I amuse you? I'm here to make you laugh?Can you copyright a joke? Probably not. A schtick, maybe – let’s face it, if you or I got onstage at open mike night and doused the audience with confetti, they’d immediately peg us as a Rip Taylor-wannabe and boo us off the stage. But jokes and funny stories are a different animal, altogether. (“But jokes and funny stories are a different animal.”)

Back in the days of vaudeville, comedians regularly used the same gags. At that time, a person who bought a ticket to a show in Peoria had no idea that the guy onstage was simply parroting the same jokes that other comedians were using in Buffalo, Cleveland and Detroit.
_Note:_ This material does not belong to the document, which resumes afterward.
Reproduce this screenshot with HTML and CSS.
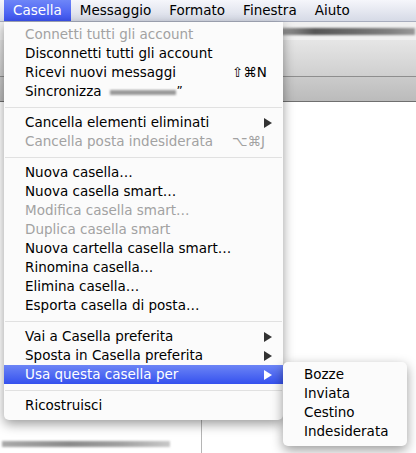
FILE: index.html
```html
<!DOCTYPE html>
<html lang="it">
<head>
<meta charset="utf-8">
<title>Casella</title>
<link rel="stylesheet" href="styles.css">
</head>
<body>
<div class="screen">
  <div class="menubar">
    <span class="mb-item active">Casella</span>
    <span class="mb-item">Messaggio</span>
    <span class="mb-item">Formato</span>
    <span class="mb-item">Finestra</span>
    <span class="mb-item">Aiuto</span>
  </div>
  <div class="desktop">
    <div class="win-title"><span class="smudge smudge-top"></span></div>
    <div class="win-toolbar"></div>
    <div class="win-band"></div>
    <div class="win-content">
      <div class="pane-left"><span class="smudge smudge-bottom"></span></div>
      <div class="pane-right"></div>
    </div>

    <div class="menu">
      <div class="row dis">Connetti tutti gli account</div>
      <div class="row">Disconnetti tutti gli account</div>
      <div class="row">Ricevi nuovi messaggi<span class="sc">⇧⌘N</span></div>
      <div class="row">Sincronizza<span class="smudge smudge-inline"></span><span class="quote">”</span></div>
      <div class="sep"></div>
      <div class="row">Cancella elementi eliminati<svg class="arrow" viewBox="0 0 8 10"><path d="M0 0L8 5L0 10Z"/></svg></div>
      <div class="row dis">Cancella posta indesiderata<span class="sc">⌥⌘J</span></div>
      <div class="sep"></div>
      <div class="row">Nuova casella…</div>
      <div class="row">Nuova casella smart…</div>
      <div class="row dis">Modifica casella smart…</div>
      <div class="row dis">Duplica casella smart</div>
      <div class="row">Nuova cartella casella smart…</div>
      <div class="row">Rinomina casella…</div>
      <div class="row">Elimina casella…</div>
      <div class="row">Esporta casella di posta…</div>
      <div class="sep"></div>
      <div class="row">Vai a Casella preferita<svg class="arrow" viewBox="0 0 8 10"><path d="M0 0L8 5L0 10Z"/></svg></div>
      <div class="row">Sposta in Casella preferita<svg class="arrow" viewBox="0 0 8 10"><path d="M0 0L8 5L0 10Z"/></svg></div>
      <div class="row hl">Usa questa casella per<svg class="arrow" viewBox="0 0 8 10"><path d="M0 0L8 5L0 10Z"/></svg>
        <div class="submenu">
          <div class="row">Bozze</div>
          <div class="row">Inviata</div>
          <div class="row">Cestino</div>
          <div class="row">Indesiderata</div>
        </div>
      </div>
      <div class="sep"></div>
      <div class="row">Ricostruisci</div>
    </div>
  </div>
</div>
</body>
</html>
```
FILE: styles.css
```css
* { box-sizing: border-box; }
html, body { margin: 0; padding: 0; }
body {
  width: 416px;
  height: 453px;
  overflow: hidden;
  background: #fff;
  font-family: "DejaVu Sans", "Liberation Sans", sans-serif;
  font-size: 13.5px;
  color: #000;
}
.screen {
  height: 453px;
  display: flex;
  flex-direction: column;
}
.menubar {
  height: 22px;
  flex: none;
  display: flex;
  padding-left: 4px;
  background: linear-gradient(#f5f6fb, #d6dae6);
  border-bottom: 1px solid #a8adbd;
  line-height: 22px;
}
.mb-item {
  padding: 0 9px;
  height: 21px;
  line-height: 21px;
}
.mb-item.active {
  background: linear-gradient(#6e86f8, #3b52ef);
  color: #fff;
}
.desktop {
  flex: 1;
  position: relative;
  display: flex;
  flex-direction: column;
}
.win-title {
  height: 18px;
  flex: none;
  background: #f0f0f0;
  padding: 6px 0 0 281px;
}
.win-toolbar {
  height: 37px;
  flex: none;
  background: linear-gradient(#e6e6e6, #cfcfcf);
  border-bottom: 1px solid #8e8e8e;
}
.win-band {
  height: 25px;
  flex: none;
  background: linear-gradient(#cbcbcb, #bbbbbb);
  border-bottom: 1px solid #6f6f6f;
}
.win-content {
  flex: 1;
  display: flex;
}
.pane-left {
  width: 202px;
  border-right: 1px solid #b5b5b5;
  display: flex;
  flex-direction: column;
  justify-content: flex-end;
  padding: 0 0 6px 2px;
}
.pane-right { flex: 1; background: #fff; }
.smudge {
  display: block;
  filter: blur(1.2px);
}
.smudge-top {
  width: 134px;
  height: 7px;
  background: linear-gradient(90deg, #9a9a9a, #555 25%, #6a6a6a 55%, #7e7e7e 80%, #999);
}
.smudge-bottom {
  width: 168px;
  height: 6px;
  background: linear-gradient(90deg, #aaa, #8a8a8a 40%, #a0a0a0 70%, #c8c8c8);
}
.smudge-inline {
  display: inline-block;
  width: 66px;
  height: 5px;
  margin-left: 8px;
  margin-top: 2px;
  background: #9a9a9a;
}
.quote { margin-left: 1px; font-size: 12px; }

.menu {
  position: absolute;
  left: 4px;
  top: 0;
  width: 279px;
  padding: 3px 0 5px;
  background: #fbfbfb;
  border-radius: 0 0 5px 5px;
  box-shadow: 0 4px 12px rgba(0, 0, 0, 0.4);
}
.row {
  position: relative;
  height: 19px;
  line-height: 19px;
  display: flex;
  align-items: center;
  padding: 0 11px 0 21px;
  white-space: nowrap;
}
.row.dis { color: #a2a2a2; }
.row.hl {
  background: linear-gradient(#6c85f6, #3551ee);
  color: #fff;
}
.sep {
  height: 12px;
  display: flex;
  align-items: center;
}
.sep::before {
  content: "";
  flex: 1;
  height: 1px;
  margin: 0 1px;
  background: #e1e1e1;
}
.sc {
  margin-left: auto;
  width: 38px;
  margin-right: 2px;
}
.arrow {
  margin-left: auto;
  width: 8px;
  height: 10px;
  fill: #333;
}
.row.hl .arrow { fill: #fff; }
.submenu {
  position: absolute;
  left: 100%;
  top: -3px;
  width: 124px;
  padding: 3px 0 5px;
  background: #fbfbfb;
  border-radius: 5px;
  box-shadow: 0 4px 12px rgba(0, 0, 0, 0.4);
  color: #000;
}
```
Milton Berle would later capitalize on this tactic; he was one of the first vaudevillians to host his own TV show, and he regularly made use of jokes and gags he’d absorbed from other Borscht Belt comics.  (Bob Hope once said that Uncle Miltie “never heard a joke he didn’t steal.”)

When Johnny Carson’s The Tonight Show became the venue for aspiring comics, the stakes were raised. Because he had such a huge viewing audience, the public became aware of comedians and their routines, and local up-and-comers were quickly exposed as copycats when they “borrowed” material from professionals. Of course, there are still some struggling comics out there who still steal jokes and routines, but in most cases, it’s not worth the originator’s time and money to legally smack him down. It’s often more effective just to let the fans spread the word via the Internet that “Hey, I saw that same monologue on Saturday Night Live two years ago!”